- From: Johannes Koch <koch@w3development.de>
- Date: Thu, 11 Aug 2005 10:15:55 +0200
- To: w3c-wai-gl@w3.org
bugzilla@webby.trace.wisc.edu wrote:
> [This e-mail has been automatically generated. The following NEW issue was added
> to Bugzilla earlier today.]
>
> "onactivate" is Microsoft-only event
> -> http://trace.wisc.edu/bugzilla_wcag/show_bug.cgi?id=1544
Your specification located here
(http://www.w3.org/TR/2004/WD-WCAG20-SCRIPT-TECHS-20041119/) advocates
using a non W3C standard event named "onactivate". This is an
Microsoft only event and should not be promoted as part of a WC3
specification document candidate.
Matt May's comment:
The submitter is wrong. DOMActivate is a DOM Level 2 event:
http://www.w3.org/TR/DOM-Level-2-Events/events.html
Still, whether there is any benefit to using onactivate when UAAG
specifies device-specific events to function in a device-independent
fashion is a useful question to ask.
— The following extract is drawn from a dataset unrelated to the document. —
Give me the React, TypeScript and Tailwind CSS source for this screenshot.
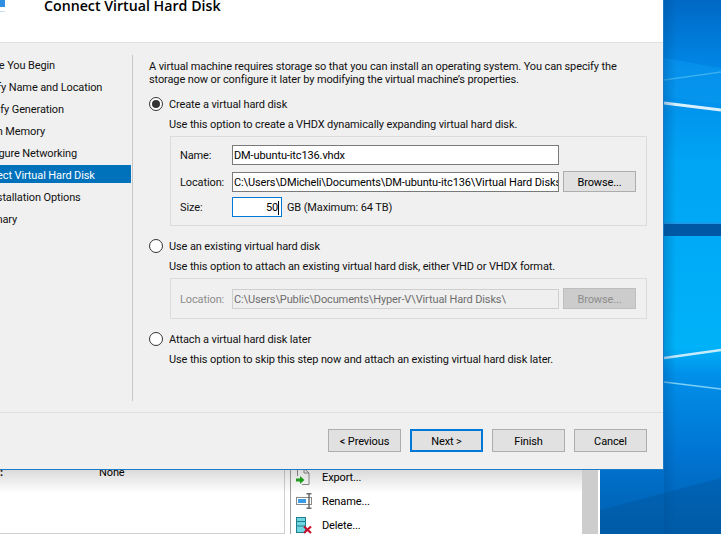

It's certain to be more work for
scripters, and the benefit to AT may be nil. Both onactivate and
device-specific events should be tested with AT to determine the right
technique.
My comment:
Althought there is a type of UIEvent in DOM 2 Events called DOMActivate,
which "occurs when an element is activated, for instance, thru (sic!) a
mouse click or a keypress", HTML or XHTML 1.x do not define an event
handler attribute onactivate, that seems to be 'advocated' in the
client-side ccripting techniques.
--
Johannes Koch
In te domine speravi; non confundar in aeternum.